Dalam olah kejadian perkara tersebut, tampak seorang anggota inafis membawa sebuah koper dari dalam rumah tersebut.
Kapolda Bali Sebut Keterangan Terbaru Agus Tai Jadi Alat Bukti
DENPASAR - Kepala Kepolisian Daerah Bali Inspektur Jenderal Ronny F Sompie menyatakan bahwa keterangan terbaru Agustinus Tai, tersangka pembunuhan Engeline (sebelumnya tertulis Angeline), yang mengungkapkan bahwa ada keterlibatan orang lain dalam kasus itu menjadi alat bukti yang semakin memperkuat penyelidikan.
"Itu (keterangan terbaru Agus) menjadi hal menggembirakan dan bisa digunakan sebagai alat bukti untuk menyakinkan hakim di pengadilan," katanya ditemui di Mapolda Bali Jalan WR Supratman, Denpasar, Jumat (19/6/2015).
Mantan Kepala Divisi Hubungan Masyarakat Mabes Polri itu menyebutkan bahwa keterangan tersebut merupakan kabar yang menggembirakan bagi kelanjutan penyelidikan terkait tewasnya bocah malang itu.

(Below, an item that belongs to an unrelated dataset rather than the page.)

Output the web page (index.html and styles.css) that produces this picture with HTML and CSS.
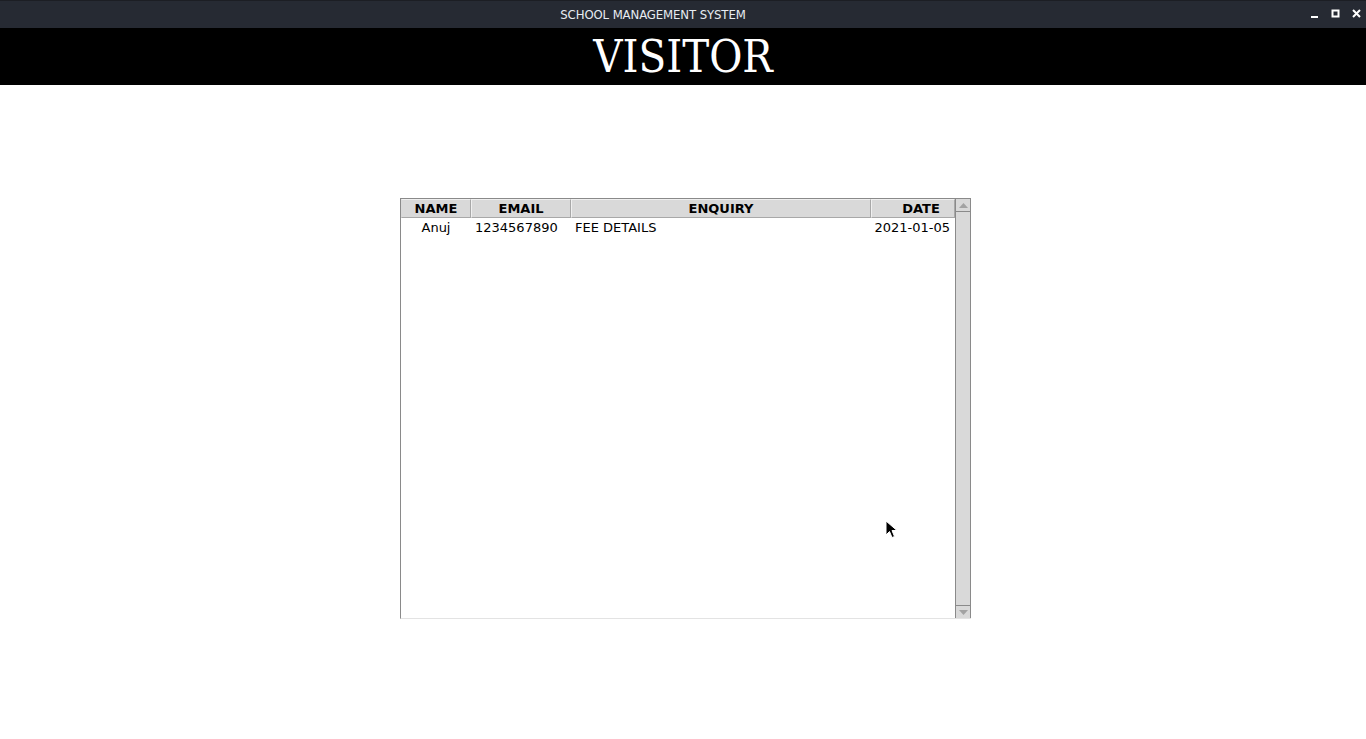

Meski demikian, polisi akan mempertajam keterangan baru itu dengan mendalami bukti dan jejak-jejak di tempat kejadian perkara untuk bisa mendukung pengakuan mantan pekerja rumah tangga di kediaman Margriet itu.
"Alat bukti bisa diperoleh manakala kami mendalami jejak-jejak yang bisa menunjukkan apa yang dijelaskan tersangka (Agus) itu sebagai saksi tentang keterlibatan orang lain selain Agus, bisa kami buktikan," ucap jenderal bintang dua itu.
Agus, lanjut Ronny, menjadi saksi mahkota atau saksi utama dalam kasus pembunuhan itu menyangkut adanya keterlibatan orang lain yang turut menghabisi nyawa Engeline.
"Itu merupakan hal yang menjadi kemajuan dalam proses penyidikan ini," imbuhnya.
Sebelumnya pada Kamis (18/6/2015) malam melalui pengacara tersangka Agus yakni Haposan Sihombing menyatakan bahwa pria asal Sumba Timur, NTT, itu tidak bekerja sendiri, melainkan Margriet yang membunuh anak angkatnya tersebut.
Dalam kasus Engeline, Agus ditetapkan sebagai tersangka yang diduga melakukan pembunuhan yang ditangani oleh Polresta Denpasar.
Sedangkan Margriet hingga saat ini ditetapkan sebagai tersangka kasus dugaan penelantaran anak yang ditangani oleh Polda Bali.